Now, we fast forward another 5 years and those big, bad Russians aren't so big and bad anymore. However, now we're in this hot sandy place called Kuwait and we start having some problems with our nice, new Berettas. Seems that some of our soldiers are using some big, bad ammo that those silly Europeans use in their submachineguns. That nasty stuff is breaking our shiny new Berettas so we decide that we should only use nice, mild stuff that won't hurt our nice, new guns.
Now we skip ahead another 10 years and we're back in some hot, sandy places called Afghanistan and Iraq. We have to fight these crazy little dudes who like to say "death to America" and talk about 70 virgins all the time.
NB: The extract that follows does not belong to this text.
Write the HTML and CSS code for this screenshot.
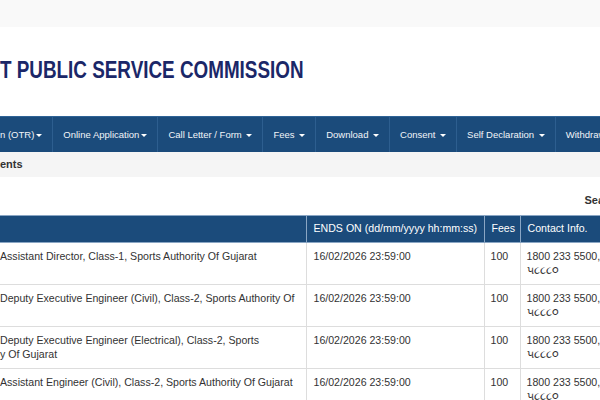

Sometimes when we shoot these little dudes with our nice, soft 9mm's that won't hurt our Berettas, they don't just roll over and die like they should. Now, our soldiers, who sometimes like to gripe anyway, start thinking about the stories that their dads, grandpappys, and that old drunk who stood on the corner told about how great the .45 worked on Nazi's, Japanese, and Viet Cong. They start to think, "hey, if I had a .45 like dad, grandpappy, and the old drunk did, it'd be a death ray." So, they start to engage in one of their favorite passtimes: they gripe about the 9mm. What they unfortunately don't realize is that over time, dad, grandpappy, and the old drunk forgot that every once in a while, that Nazi, Japanese, or Viet Cong would have to be shot more than once even with the "death ray" .45 and that sometimes you had to use a rifle in order to dissuade the Nazi/Jap/VC from his current course of action.
So, what's the lesson to be learned from this? A handgun loaded with FMJ ammo sucks. A handgun loaded with JHP ammo doesn't suck quite as bad, but it still sucks. If you have to shoot someone, use a rifle or a shotgun. If you don't have a rifle or a shotgun, use the less-sucktacular JHP ammo in your handgun and remember that the BG might require repeat ventilation before he sees the error of his ways. If all you have is the super-sucktacular FMJ ammo, expect to have to ventilate the BG more than once before he re-evaluates his outlook on life (or perhaps death considering he's been ventilated).